En 1840, Frédéric-Guillaume IV est couronné roi de Prusse. L’événement majeur de son règne est la révolution de mars à Berlin. Les parlements sont dissous et les nouvelles assemblées proposent au Roi la couronne impériale d’Allemagne. Ce dernier refuse car l’assemblée n’est pas légitime et la révolution est réprimée. À la fin de son règne, le roi est déclaré inapte à régner du fait de l’altération de ses facultés mentales ; c’est son frère Guillaume qui assure la régence jusqu’à la mort du roi. En 1861, Guillaume de Hohenzollern est couronné roi sous le nom de Guillaume Ier. Un an plus tard il choisit le comte Bismarck, un pur junker, comme chancelier. Par sa politique belliqueuse et pragmatique (Realpolitik), ce ministre réalise en l'espace d'une décennie l’unité allemande en évinçant militairement les Habsbourg de l'Allemagne du Nord. La guerre des Duchés, une guerre commune avec l’Autriche contre le Danemark, donne en 1864 conjointement à la Prusse et à l’Autriche la gestion des duchés de Schleswig et de Holstein. Puis, prenant prétexte de la mauvaise gestion autrichienne en Hesse, Bismarck déclare la guerre à l’Autriche en 1866. Ceux qui prévoyaient que la guerre austro-prussienne serait longue et se solderait par la victoire de l’Autriche voient leurs prévisions complètement bouleversées : en moins de trois semaines, par les batailles de Langensalza et Sadowa, l’armée prussienne, bénéficiant d'un armement moderne (canons Krupp et fusils chargés par la culasse et non plus la bouche), ne fait qu’une bouchée de l’armée autrichienne, hétéroclite, mal entraînée et mal commandée.
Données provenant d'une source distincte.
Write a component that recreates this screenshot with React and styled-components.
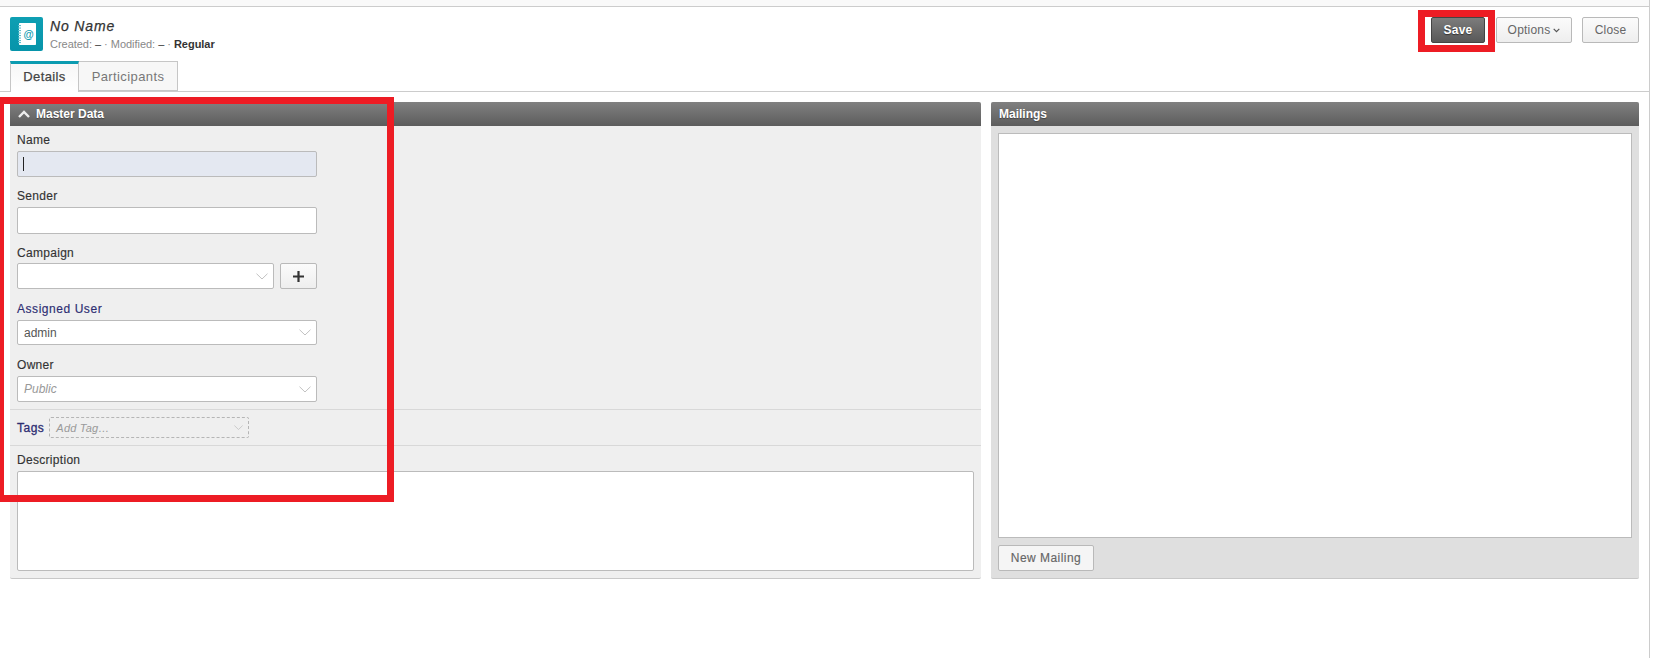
import React from "react";
import styled, { createGlobalStyle } from "styled-components";

const Global = createGlobalStyle`
  html, body { margin: 0; padding: 0; background: #fff; }
  body { font-family: "Liberation Sans", Arial, sans-serif; font-size: 12px; color: #333; }
  * { box-sizing: border-box; }
`;

const Page = styled.div`
  position: relative;
  width: 1650px;
  height: 658px;
  border-right: 1px solid #ccc;
`;
const TopStrip = styled.div`
  height: 7px;
  background: #f9f9f9;
  border-bottom: 1px solid #ccc;
`;
const Header = styled.header`
  display: flex;
  justify-content: space-between;
  padding: 10px 10px 0;
  height: 54px;
`;
const TitleBlock = styled.div`
  display: flex;
  gap: 7px;
`;
const AppIcon = styled.div`
  width: 33px;
  height: 34px;
  border-radius: 2px;
  background: linear-gradient(#0e9fb3, #0794aa);
  display: flex;
  align-items: center;
  justify-content: center;
`;
const TitleText = styled.div`
  display: flex;
  flex-direction: column;
`;
const Title = styled.div`
  font-size: 14px;
  line-height: 18px;
  font-style: italic;
  color: #333;
  letter-spacing: 0.85px;
  -webkit-text-stroke: 0.25px #333;
`;
const Meta = styled.div`
  font-size: 11px;
  line-height: 19px;
  color: #888;
  letter-spacing: -0.03px;
  white-space: pre;
`;
const MetaStrong = styled.span`
  color: #333;
  font-weight: ${(p) => (p.$bold ? 700 : 400)};
`;
const Actions = styled.div`
  display: flex;
  height: 26px;
`;
const Button = styled.button`
  height: ${(p) => p.$h || 26}px;
  width: ${(p) => p.$w}px;
  flex: none;
  margin-left: ${(p) => p.$ml || 0}px;
  padding: 0;
  border: 1px solid #b9b9b9;
  border-radius: 2px;
  background: linear-gradient(#fbfbfb, #eeeeee);
  color: #666;
  font: 12px "Liberation Sans", Arial, sans-serif;
  letter-spacing: 0.2px;
  display: inline-flex;
  align-items: center;
  justify-content: center;
  gap: 3px;
`;
const SaveButton = styled(Button)`
  background: linear-gradient(#7c7c7c, #585858);
  border-color: #444;
  color: #fff;
  font-weight: 700;
  text-shadow: 0 1px 1px #333;
`;
const NewButton = styled(Button)`
  background: #f5f5f5;
  letter-spacing: 0.45px;
  -webkit-text-stroke: 0.15px #666;
`;
const Tabs = styled.nav`
  display: flex;
  height: 31px;
  padding-left: 10px;
  border-bottom: 1px solid #ccc;
`;
const Tab = styled.div`
  height: ${(p) => (p.$active ? 31 : 30)}px;
  width: ${(p) => p.$w}px;
  display: flex;
  align-items: center;
  justify-content: center;
  padding-bottom: ${(p) => (p.$active ? 3 : 0)}px;
  font-size: 13px;
  letter-spacing: 0.4px;
  color: ${(p) => (p.$active ? "#444" : "#777")};
  background: ${(p) => (p.$active ? "linear-gradient(#f7f7f7, #fff)" : "#f7f7f7")};
  border: 1px solid #c6c6c6;
  border-left-width: ${(p) => (p.$active ? 1 : 0)}px;
  border-bottom-width: ${(p) => (p.$active ? 0 : 1)}px;
  border-top: ${(p) => (p.$active ? "3px solid #0b9bb0" : "1px solid #c6c6c6")};
  -webkit-text-stroke: ${(p) => (p.$active ? "0.25px #444" : "0")};
`;
const Columns = styled.main`
  display: grid;
  grid-template-columns: 971px 648px;
  gap: 10px;
  padding: 10px 10px 0;
`;
const Panel = styled.section`
  height: 477px;
  display: flex;
  flex-direction: column;
  border-radius: 2px;
  background: ${(p) => p.$bg};
  border-bottom: 1px solid #c8c8c8;
`;
const PanelHead = styled.div`
  height: 24px;
  flex: none;
  display: flex;
  align-items: center;
  gap: 6px;
  padding-left: ${(p) => p.$pl}px;
  border-radius: 2px 2px 0 0;
  background: linear-gradient(#808080, #5c5c5c);
  color: #fff;
  font-size: 12px;
  font-weight: 700;
  text-shadow: 0 1px 1px #444;
`;
const Form = styled.div`
  padding: 7px 7px 0;
  width: 314px;
`;
const Field = styled.div`
  margin-bottom: ${(p) => p.$mb ?? 12}px;
`;
const Label = styled.div`
  height: 14px;
  line-height: 14px;
  margin-bottom: ${(p) => p.$gap ?? 4}px;
  font-size: 12px;
  letter-spacing: ${(p) => (p.$blue ? 0.55 : 0.3)}px;
  color: ${(p) => (p.$blue ? "#2d2d72" : "#333")};
  -webkit-text-stroke: 0.15px ${(p) => (p.$blue ? "#2d2d72" : "#333")};
`;
const Input = styled.div`
  height: ${(p) => p.$h || 26}px;
  width: 300px;
  border: 1px solid #bbb;
  border-radius: 2px;
  background: ${(p) => (p.$focus ? "#e4e8f1" : "#fff")};
  display: flex;
  align-items: center;
  padding-left: 5px;
`;
const Caret = styled.span`
  width: 1px;
  height: 14px;
  background: #222;
`;
const SelectBox = styled.div`
  height: ${(p) => p.$h || 25}px;
  width: ${(p) => p.$w || 300}px;
  flex: none;
  border: 1px solid #bbb;
  border-radius: 2px;
  background: #fff;
  display: flex;
  align-items: center;
  justify-content: space-between;
  padding: 0 5px 0 6px;
  font-size: 12px;
  color: ${(p) => (p.$placeholder ? "#999" : "#555")};
  font-style: ${(p) => (p.$placeholder ? "italic" : "normal")};
`;
const Inline = styled.div`
  display: flex;
  gap: 6px;
`;
const Divider = styled.div`
  height: 37px;
  border-top: 1px solid #d8d8d8;
  border-bottom: 1px solid #d8d8d8;
  display: flex;
  align-items: center;
  gap: 5px;
  padding-left: 7px;
  margin-top: -4px;
`;
const TagLabel = styled.span`
  color: #2d2d72;
  font-size: 12px;
  letter-spacing: 0.5px;
  -webkit-text-stroke: 0.3px #2d2d72;
`;
const TagBox = styled.div`
  width: 200px;
  height: 21px;
  border: 1px dashed #b5b5b5;
  border-radius: 2px;
  display: flex;
  align-items: center;
  justify-content: space-between;
  padding: 0 5px 0 6px;
  font-size: 11px;
  font-style: italic;
  letter-spacing: 0.2px;
  color: #999;
`;
const DescWrap = styled.div`
  padding: 7px 7px 0;
`;
const TextArea = styled.div`
  height: 100px;
  width: 957px;
  border: 1px solid #bbb;
  border-radius: 2px;
  background: #fff;
`;
const MailBody = styled.div`
  padding: 7px 7px 0;
`;
const MailBox = styled.div`
  height: 405px;
  border: 1px solid #bbb;
  background: #fff;
  margin-bottom: 7px;
`;
const RedFrame = styled.div`
  position: absolute;
  left: ${(p) => p.$x}px;
  top: ${(p) => p.$y}px;
  width: ${(p) => p.$w}px;
  height: ${(p) => p.$h}px;
  border: 7px solid #ed1c24;
  pointer-events: none;
`;

const Chevron = ({ s = 12 }) => (
  <svg width={s} height={s * 0.55} viewBox="0 0 12 6.6" fill="none" stroke="#bbb" strokeWidth="0.9">
    <path d="M.5 .7 6 6 11.5 .7" />
  </svg>
);

const NotebookIcon = () => (
  <svg width="18" height="22" viewBox="0 0 18 22">
    <rect x="1" y="0" width="17" height="22" rx="0.8" fill="#fff" />
    <g fill="#5fbfce">
      {[2, 4.5, 7, 9.5, 12, 14.5, 17, 19].map((y) => (
        <rect key={y} x="0" y={y} width="3" height="1.1" />
      ))}
    </g>
    <text x="10.5" y="15" textAnchor="middle" fontSize="10.5" fontWeight="700" fontFamily="Liberation Sans, sans-serif" fill="#0b9bb0">@</text>
  </svg>
);

export default function App() {
  return (
    <Page>
      <Global />
      <TopStrip />
      <Header>
        <TitleBlock>
          <AppIcon><NotebookIcon /></AppIcon>
          <TitleText>
            <Title>No Name</Title>
            <Meta>Created: <MetaStrong>–</MetaStrong> · Modified: <MetaStrong>–</MetaStrong> · <MetaStrong $bold>Regular</MetaStrong></Meta>
          </TitleText>
        </TitleBlock>
        <Actions>
          <SaveButton $w={54}>Save</SaveButton>
          <Button $w={76} $ml={11}>
            Options
            <svg width="7" height="5" viewBox="0 0 7 5" fill="none" stroke="#555" strokeWidth="1.2"><path d="M.7 .8 3.5 3.6 6.3 .8" /></svg>
          </Button>
          <Button $w={57} $ml={10}>Close</Button>
        </Actions>
      </Header>
      <Tabs>
        <Tab $active $w={69}>Details</Tab>
        <Tab $w={99}>Participants</Tab>
      </Tabs>
      <Columns>
        <Panel $bg="#efefef">
          <PanelHead $pl={8}>
            <svg width="12" height="8" viewBox="0 0 12 8" fill="none" stroke="#eee" strokeWidth="2.4"><path d="M1 7 6 2 11 7" /></svg>
            Master Data
          </PanelHead>
          <Form>
            <Field>
              <Label>Name</Label>
              <Input $focus><Caret /></Input>
            </Field>
            <Field>
              <Label>Sender</Label>
              <Input $h={27} />
            </Field>
            <Field $mb={13}>
              <Label $gap={3}>Campaign</Label>
              <Inline>
                <SelectBox $w={257} $h={26}><span /><Chevron /></SelectBox>
                <Button $w={37} $h={26}>
                  <svg width="11" height="11" viewBox="0 0 11 11" fill="none" stroke="#333" strokeWidth="2.2"><path d="M5.5 0V11M0 5.5H11" /></svg>
                </Button>
              </Inline>
            </Field>
            <Field $mb={13}>
              <Label $blue>Assigned User</Label>
              <SelectBox>admin<Chevron /></SelectBox>
            </Field>
            <Field $mb={11}>
              <Label>Owner</Label>
              <SelectBox $placeholder $h={26}>Public<Chevron /></SelectBox>
            </Field>
          </Form>
          <Divider>
            <TagLabel>Tags</TagLabel>
            <TagBox>Add Tag…<Chevron s={9} /></TagBox>
          </Divider>
          <DescWrap>
            <Label>Description</Label>
            <TextArea />
          </DescWrap>
        </Panel>
        <Panel $bg="#dfdfdf">
          <PanelHead $pl={8}>Mailings</PanelHead>
          <MailBody>
            <MailBox />
            <NewButton $w={96}>New Mailing</NewButton>
          </MailBody>
        </Panel>
      </Columns>
      <RedFrame $x={-3} $y={97} $w={397} $h={405} />
      <RedFrame $x={1418} $y={10} $w={77} $h={42} />
    </Page>
  );
}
La Prusse annexe ainsi, outre les duchés de Schleswig et du Holstein, le Hanovre, Francfort, la Hesse et le duché de Nassau. Désormais, la Prusse est un territoire d’un seul tenant du Rhin au Niémen. Il ne reste plus à Bismarck qu'à faire reconnaître l'unité allemande grâce à la guerre franco-prussienne de 1870. Habilement trompée par la «dépêche d'Ems», la France déclare la guerre à la Prusse, prenant la responsabilité des hostilités. Là aussi, l’armée prussienne, mais également bavaroise et wurtembergeoise, sous le commandement de Von Moltke, écrase l’armée française en deux semaines. Les Prussiens assiègent Paris et par le traité de Francfort (1871) annexent l’Alsace-Lorraine. Ils obligent la France à payer une indemnité de cinq milliards de francs-or (fr.wikipedia.org - Royaume de Prusse).

 

Le rêve impérial des Bonaparte dont la réalisation était espérée en Napoléon II mort en 1832, en Autriche, sera réalisée en Napoléon III. Sedan terminera tout ça.